REQUIREMENTS
Exclude the pictures and reproduce the remaining data exactly as written.

DATA EXCERPT

------------------------------------------------------------

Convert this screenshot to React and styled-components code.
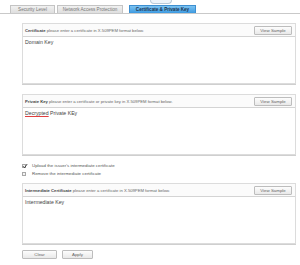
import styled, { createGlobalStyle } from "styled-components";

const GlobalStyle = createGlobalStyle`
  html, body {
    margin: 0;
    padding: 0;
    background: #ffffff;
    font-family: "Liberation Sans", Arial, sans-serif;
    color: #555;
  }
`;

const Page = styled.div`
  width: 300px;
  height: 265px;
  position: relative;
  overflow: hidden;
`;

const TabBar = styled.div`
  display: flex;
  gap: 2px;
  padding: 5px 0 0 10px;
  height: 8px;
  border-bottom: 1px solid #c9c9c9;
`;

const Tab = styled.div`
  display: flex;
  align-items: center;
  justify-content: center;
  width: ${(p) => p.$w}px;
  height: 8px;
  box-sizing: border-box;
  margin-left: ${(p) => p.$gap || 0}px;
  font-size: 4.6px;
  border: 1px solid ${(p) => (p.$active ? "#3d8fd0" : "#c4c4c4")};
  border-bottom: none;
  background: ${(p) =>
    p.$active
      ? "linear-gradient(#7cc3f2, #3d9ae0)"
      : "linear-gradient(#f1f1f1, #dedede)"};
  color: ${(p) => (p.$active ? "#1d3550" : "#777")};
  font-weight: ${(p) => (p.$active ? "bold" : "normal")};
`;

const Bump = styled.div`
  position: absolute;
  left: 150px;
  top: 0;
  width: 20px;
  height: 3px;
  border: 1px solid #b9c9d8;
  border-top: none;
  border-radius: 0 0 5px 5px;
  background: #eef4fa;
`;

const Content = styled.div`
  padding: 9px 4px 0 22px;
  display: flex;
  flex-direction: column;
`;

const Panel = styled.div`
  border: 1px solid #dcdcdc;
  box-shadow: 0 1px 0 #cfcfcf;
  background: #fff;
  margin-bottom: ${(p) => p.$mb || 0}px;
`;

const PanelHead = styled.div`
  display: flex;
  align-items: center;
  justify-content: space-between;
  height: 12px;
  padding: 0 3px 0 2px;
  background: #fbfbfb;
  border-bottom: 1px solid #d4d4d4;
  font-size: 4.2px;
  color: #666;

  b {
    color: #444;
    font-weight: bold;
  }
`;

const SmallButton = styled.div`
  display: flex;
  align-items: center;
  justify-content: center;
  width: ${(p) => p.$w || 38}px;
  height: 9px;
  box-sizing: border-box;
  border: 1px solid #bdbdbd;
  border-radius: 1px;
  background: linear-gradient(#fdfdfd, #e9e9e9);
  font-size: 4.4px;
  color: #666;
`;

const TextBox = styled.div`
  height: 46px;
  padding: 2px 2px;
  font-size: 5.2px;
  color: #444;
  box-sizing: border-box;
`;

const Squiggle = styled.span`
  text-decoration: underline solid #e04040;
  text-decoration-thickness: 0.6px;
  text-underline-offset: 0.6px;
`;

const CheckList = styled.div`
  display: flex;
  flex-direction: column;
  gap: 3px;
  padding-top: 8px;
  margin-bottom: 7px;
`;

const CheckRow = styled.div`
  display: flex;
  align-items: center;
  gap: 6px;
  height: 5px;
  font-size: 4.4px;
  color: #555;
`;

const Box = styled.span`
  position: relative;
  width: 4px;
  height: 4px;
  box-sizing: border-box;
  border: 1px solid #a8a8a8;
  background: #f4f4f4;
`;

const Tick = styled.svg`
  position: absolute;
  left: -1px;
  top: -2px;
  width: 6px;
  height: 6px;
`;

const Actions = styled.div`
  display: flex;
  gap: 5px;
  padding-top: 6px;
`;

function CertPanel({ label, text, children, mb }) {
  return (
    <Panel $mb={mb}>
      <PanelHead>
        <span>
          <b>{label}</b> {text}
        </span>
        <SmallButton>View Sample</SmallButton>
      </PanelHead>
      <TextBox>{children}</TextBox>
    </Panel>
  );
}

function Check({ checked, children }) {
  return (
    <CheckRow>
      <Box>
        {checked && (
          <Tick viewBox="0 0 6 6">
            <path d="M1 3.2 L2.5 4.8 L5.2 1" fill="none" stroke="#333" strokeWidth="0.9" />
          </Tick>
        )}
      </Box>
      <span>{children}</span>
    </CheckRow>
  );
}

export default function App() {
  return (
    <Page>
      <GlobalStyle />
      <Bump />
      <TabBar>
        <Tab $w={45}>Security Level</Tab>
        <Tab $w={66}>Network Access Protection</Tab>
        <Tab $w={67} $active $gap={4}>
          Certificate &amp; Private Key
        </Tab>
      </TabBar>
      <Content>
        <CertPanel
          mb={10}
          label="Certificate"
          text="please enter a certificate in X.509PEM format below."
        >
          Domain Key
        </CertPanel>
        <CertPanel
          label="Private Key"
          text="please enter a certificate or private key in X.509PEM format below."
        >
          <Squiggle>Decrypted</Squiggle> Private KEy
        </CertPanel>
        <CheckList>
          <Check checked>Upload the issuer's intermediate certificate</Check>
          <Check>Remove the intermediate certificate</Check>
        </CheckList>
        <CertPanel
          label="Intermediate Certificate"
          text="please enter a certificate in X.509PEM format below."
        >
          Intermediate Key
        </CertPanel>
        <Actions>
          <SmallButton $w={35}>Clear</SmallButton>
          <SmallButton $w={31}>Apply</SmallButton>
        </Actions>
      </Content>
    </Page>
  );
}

------------------------------------------------------------

CORRECT OUTPUT
Convert this screenshot to React and styled-components code.
import styled, { createGlobalStyle } from "styled-components";

const GlobalStyle = createGlobalStyle`
  html, body {
    margin: 0;
    padding: 0;
    background: #ffffff;
    font-family: "Liberation Sans", Arial, sans-serif;
    color: #555;
  }
`;

const Page = styled.div`
  width: 300px;
  height: 265px;
  position: relative;
  overflow: hidden;
`;

const TabBar = styled.div`
  display: flex;
  gap: 2px;
  padding: 5px 0 0 10px;
  height: 8px;
  border-bottom: 1px solid #c9c9c9;
`;

const Tab = styled.div`
  display: flex;
  align-items: center;
  justify-content: center;
  width: ${(p) => p.$w}px;
  height: 8px;
  box-sizing: border-box;
  margin-left: ${(p) => p.$gap || 0}px;
  font-size: 4.6px;
  border: 1px solid ${(p) => (p.$active ? "#3d8fd0" : "#c4c4c4")};
  border-bottom: none;
  background: ${(p) =>
    p.$active
      ? "linear-gradient(#7cc3f2, #3d9ae0)"
      : "linear-gradient(#f1f1f1, #dedede)"};
  color: ${(p) => (p.$active ? "#1d3550" : "#777")};
  font-weight: ${(p) => (p.$active ? "bold" : "normal")};
`;

const Bump = styled.div`
  position: absolute;
  left: 150px;
  top: 0;
  width: 20px;
  height: 3px;
  border: 1px solid #b9c9d8;
  border-top: none;
  border-radius: 0 0 5px 5px;
  background: #eef4fa;
`;

const Content = styled.div`
  padding: 9px 4px 0 22px;
  display: flex;
  flex-direction: column;
`;

const Panel = styled.div`
  border: 1px solid #dcdcdc;
  box-shadow: 0 1px 0 #cfcfcf;
  background: #fff;
  margin-bottom: ${(p) => p.$mb || 0}px;
`;

const PanelHead = styled.div`
  display: flex;
  align-items: center;
  justify-content: space-between;
  height: 12px;
  padding: 0 3px 0 2px;
  background: #fbfbfb;
  border-bottom: 1px solid #d4d4d4;
  font-size: 4.2px;
  color: #666;

  b {
    color: #444;
    font-weight: bold;
  }
`;

const SmallButton = styled.div`
  display: flex;
  align-items: center;
  justify-content: center;
  width: ${(p) => p.$w || 38}px;
  height: 9px;
  box-sizing: border-box;
  border: 1px solid #bdbdbd;
  border-radius: 1px;
  background: linear-gradient(#fdfdfd, #e9e9e9);
  font-size: 4.4px;
  color: #666;
`;

const TextBox = styled.div`
  height: 46px;
  padding: 2px 2px;
  font-size: 5.2px;
  color: #444;
  box-sizing: border-box;
`;

const Squiggle = styled.span`
  text-decoration: underline solid #e04040;
  text-decoration-thickness: 0.6px;
  text-underline-offset: 0.6px;
`;

const CheckList = styled.div`
  display: flex;
  flex-direction: column;
  gap: 3px;
  padding-top: 8px;
  margin-bottom: 7px;
`;

const CheckRow = styled.div`
  display: flex;
  align-items: center;
  gap: 6px;
  height: 5px;
  font-size: 4.4px;
  color: #555;
`;

const Box = styled.span`
  position: relative;
  width: 4px;
  height: 4px;
  box-sizing: border-box;
  border: 1px solid #a8a8a8;
  background: #f4f4f4;
`;

const Tick = styled.svg`
  position: absolute;
  left: -1px;
  top: -2px;
  width: 6px;
  height: 6px;
`;

const Actions = styled.div`
  display: flex;
  gap: 5px;
  padding-top: 6px;
`;

function CertPanel({ label, text, children, mb }) {
  return (
    <Panel $mb={mb}>
      <PanelHead>
        <span>
          <b>{label}</b> {text}
        </span>
        <SmallButton>View Sample</SmallButton>
      </PanelHead>
      <TextBox>{children}</TextBox>
    </Panel>
  );
}

function Check({ checked, children }) {
  return (
    <CheckRow>
      <Box>
        {checked && (
          <Tick viewBox="0 0 6 6">
            <path d="M1 3.2 L2.5 4.8 L5.2 1" fill="none" stroke="#333" strokeWidth="0.9" />
          </Tick>
        )}
      </Box>
      <span>{children}</span>
    </CheckRow>
  );
}

export default function App() {
  return (
    <Page>
      <GlobalStyle />
      <Bump />
      <TabBar>
        <Tab $w={45}>Security Level</Tab>
        <Tab $w={66}>Network Access Protection</Tab>
        <Tab $w={67} $active $gap={4}>
          Certificate &amp; Private Key
        </Tab>
      </TabBar>
      <Content>
        <CertPanel
          mb={10}
          label="Certificate"
          text="please enter a certificate in X.509PEM format below."
        >
          Domain Key
        </CertPanel>
        <CertPanel
          label="Private Key"
          text="please enter a certificate or private key in X.509PEM format below."
        >
          <Squiggle>Decrypted</Squiggle> Private KEy
        </CertPanel>
        <CheckList>
          <Check checked>Upload the issuer's intermediate certificate</Check>
          <Check>Remove the intermediate certificate</Check>
        </CheckList>
        <CertPanel
          label="Intermediate Certificate"
          text="please enter a certificate in X.509PEM format below."
        >
          Intermediate Key
        </CertPanel>
        <Actions>
          <SmallButton $w={35}>Clear</SmallButton>
          <SmallButton $w={31}>Apply</SmallButton>
        </Actions>
      </Content>
    </Page>
  );
}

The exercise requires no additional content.